Generations of county residents and visitors have been similarly awestruck and enthralled during visits to the Sonoma Coast and 10 other state parks, nature reserves and historic sites within the county.
Now, to sustain California’s parks into the 21st century, state officials say the system needs an overhaul. The transformation, as outlined by a panel appointed by Gov. Jerry Brown, is meant to move past a management scandal that engulfed the parks system in 2012 and to extend the promise of places that serve as playground, refuge, classroom and museum for up to 75 million visitors a year.
That future hinges in part on a plan to improve fee collection statewide. But the Sonoma Coast is the only place in California where the state is seeking new fees, advancing an unpopular plan to impose day-use charges of up to $8 at eight coastal sites that have always been free.

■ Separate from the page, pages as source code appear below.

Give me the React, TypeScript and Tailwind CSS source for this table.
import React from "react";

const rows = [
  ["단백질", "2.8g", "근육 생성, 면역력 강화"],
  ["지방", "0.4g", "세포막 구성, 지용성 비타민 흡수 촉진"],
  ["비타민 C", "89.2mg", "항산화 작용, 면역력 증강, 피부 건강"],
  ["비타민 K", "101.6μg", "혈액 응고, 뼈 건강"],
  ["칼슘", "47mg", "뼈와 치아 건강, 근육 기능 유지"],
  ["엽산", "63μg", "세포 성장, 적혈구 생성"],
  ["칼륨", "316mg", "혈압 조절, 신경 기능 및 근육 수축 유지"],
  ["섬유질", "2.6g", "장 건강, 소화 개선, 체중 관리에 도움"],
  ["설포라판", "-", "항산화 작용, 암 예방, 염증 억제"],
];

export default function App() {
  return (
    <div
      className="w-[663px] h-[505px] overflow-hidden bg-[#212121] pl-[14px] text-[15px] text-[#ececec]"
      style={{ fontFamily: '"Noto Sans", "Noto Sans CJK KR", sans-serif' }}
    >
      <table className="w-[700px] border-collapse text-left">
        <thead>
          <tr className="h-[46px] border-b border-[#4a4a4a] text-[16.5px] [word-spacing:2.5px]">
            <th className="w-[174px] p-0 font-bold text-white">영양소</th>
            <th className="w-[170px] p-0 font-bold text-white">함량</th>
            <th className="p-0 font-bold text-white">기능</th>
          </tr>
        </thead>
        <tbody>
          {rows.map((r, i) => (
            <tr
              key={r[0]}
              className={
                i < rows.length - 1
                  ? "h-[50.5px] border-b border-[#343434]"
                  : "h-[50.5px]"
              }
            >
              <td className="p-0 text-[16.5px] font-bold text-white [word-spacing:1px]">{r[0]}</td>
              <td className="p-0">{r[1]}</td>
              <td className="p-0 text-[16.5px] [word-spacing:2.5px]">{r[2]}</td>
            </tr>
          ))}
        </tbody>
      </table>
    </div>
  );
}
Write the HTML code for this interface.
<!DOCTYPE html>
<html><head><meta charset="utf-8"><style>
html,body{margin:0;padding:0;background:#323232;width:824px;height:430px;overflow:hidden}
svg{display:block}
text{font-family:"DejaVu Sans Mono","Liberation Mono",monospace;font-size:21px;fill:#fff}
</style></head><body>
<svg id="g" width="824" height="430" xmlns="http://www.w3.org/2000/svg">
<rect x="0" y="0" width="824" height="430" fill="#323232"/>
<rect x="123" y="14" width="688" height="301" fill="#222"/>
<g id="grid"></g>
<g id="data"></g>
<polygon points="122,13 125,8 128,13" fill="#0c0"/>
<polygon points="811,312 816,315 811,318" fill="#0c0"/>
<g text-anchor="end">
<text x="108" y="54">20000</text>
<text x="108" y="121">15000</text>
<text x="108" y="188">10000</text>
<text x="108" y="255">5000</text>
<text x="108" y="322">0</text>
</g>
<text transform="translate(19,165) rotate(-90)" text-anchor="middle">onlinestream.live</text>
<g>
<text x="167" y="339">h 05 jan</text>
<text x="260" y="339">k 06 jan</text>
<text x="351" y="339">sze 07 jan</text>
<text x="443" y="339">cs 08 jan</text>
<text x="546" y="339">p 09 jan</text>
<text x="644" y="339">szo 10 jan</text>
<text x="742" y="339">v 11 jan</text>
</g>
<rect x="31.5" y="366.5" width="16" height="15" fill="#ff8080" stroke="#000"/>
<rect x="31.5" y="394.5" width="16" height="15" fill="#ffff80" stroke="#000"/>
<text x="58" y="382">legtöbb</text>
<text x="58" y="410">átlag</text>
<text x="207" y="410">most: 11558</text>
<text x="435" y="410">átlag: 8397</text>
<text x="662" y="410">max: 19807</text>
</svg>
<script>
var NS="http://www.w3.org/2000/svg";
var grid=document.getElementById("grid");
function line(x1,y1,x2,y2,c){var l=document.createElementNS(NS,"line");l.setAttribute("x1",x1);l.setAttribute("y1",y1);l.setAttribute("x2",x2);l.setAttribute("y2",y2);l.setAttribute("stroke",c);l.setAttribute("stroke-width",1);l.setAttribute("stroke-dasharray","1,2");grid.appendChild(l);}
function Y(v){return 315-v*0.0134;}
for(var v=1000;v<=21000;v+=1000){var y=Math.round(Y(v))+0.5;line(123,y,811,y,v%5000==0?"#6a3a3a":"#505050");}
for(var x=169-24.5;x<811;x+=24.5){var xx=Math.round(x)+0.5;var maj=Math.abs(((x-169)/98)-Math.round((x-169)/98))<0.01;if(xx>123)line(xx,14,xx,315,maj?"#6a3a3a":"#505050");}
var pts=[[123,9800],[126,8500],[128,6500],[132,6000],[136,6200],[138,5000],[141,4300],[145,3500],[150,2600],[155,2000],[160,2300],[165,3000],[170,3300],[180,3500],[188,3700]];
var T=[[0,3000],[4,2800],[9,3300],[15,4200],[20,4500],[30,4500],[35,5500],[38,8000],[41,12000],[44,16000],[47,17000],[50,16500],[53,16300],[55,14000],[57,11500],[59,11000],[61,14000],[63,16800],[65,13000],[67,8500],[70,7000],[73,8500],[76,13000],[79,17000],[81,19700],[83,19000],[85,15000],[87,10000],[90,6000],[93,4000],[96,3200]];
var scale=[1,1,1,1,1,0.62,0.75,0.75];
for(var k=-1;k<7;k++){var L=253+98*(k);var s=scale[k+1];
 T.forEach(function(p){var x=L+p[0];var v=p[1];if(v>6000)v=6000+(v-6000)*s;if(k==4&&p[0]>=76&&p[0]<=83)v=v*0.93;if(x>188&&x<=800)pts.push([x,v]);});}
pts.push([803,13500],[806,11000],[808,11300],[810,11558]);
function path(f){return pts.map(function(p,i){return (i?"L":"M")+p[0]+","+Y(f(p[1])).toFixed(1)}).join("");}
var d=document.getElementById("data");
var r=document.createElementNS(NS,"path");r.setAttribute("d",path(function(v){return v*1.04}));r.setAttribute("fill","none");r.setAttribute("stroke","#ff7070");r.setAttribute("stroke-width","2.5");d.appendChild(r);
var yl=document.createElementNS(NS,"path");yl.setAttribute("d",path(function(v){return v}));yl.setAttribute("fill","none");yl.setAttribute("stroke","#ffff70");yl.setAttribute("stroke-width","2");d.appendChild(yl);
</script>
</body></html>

The infusion of money would help parks offer more services, protect more land and open new sites for future generations to enjoy, explained John Laird, California’s secretary for natural resources, overseeing state parks.
Laird was an assemblyman during the recession, when a budget gap decades in the making for the parks department became a crisis. Gov. Arnold Schwarzenegger’s administration floated a plan to close dozens of parks. To stave off that scenario, Laird backed a proposal in the Legislature that would have pumped millions into the parks system through an increase in vehicle license fees. It failed to gain support, and in 2010 California voters rejected a similar measure at the ballot box.
Laird took the defeats personally. Born in Santa Rosa, he has fond memories of time spent at his grandparents’ ranch on Gravenstein Highway and trips to the Sonoma Coast with his dad, where the pair tossed tennis balls into the ocean and let the waves carry them back.
“That’s a precious resource that we have to turn over to future generations, and really, is the reason I wanted a long-term fix,” Laird said. “The voters didn’t agree, and we’re stuck in this position. We’re trying to figure out, within the context of the budget, how to do things more efficiently and how to get more money from the Legislature when we can.”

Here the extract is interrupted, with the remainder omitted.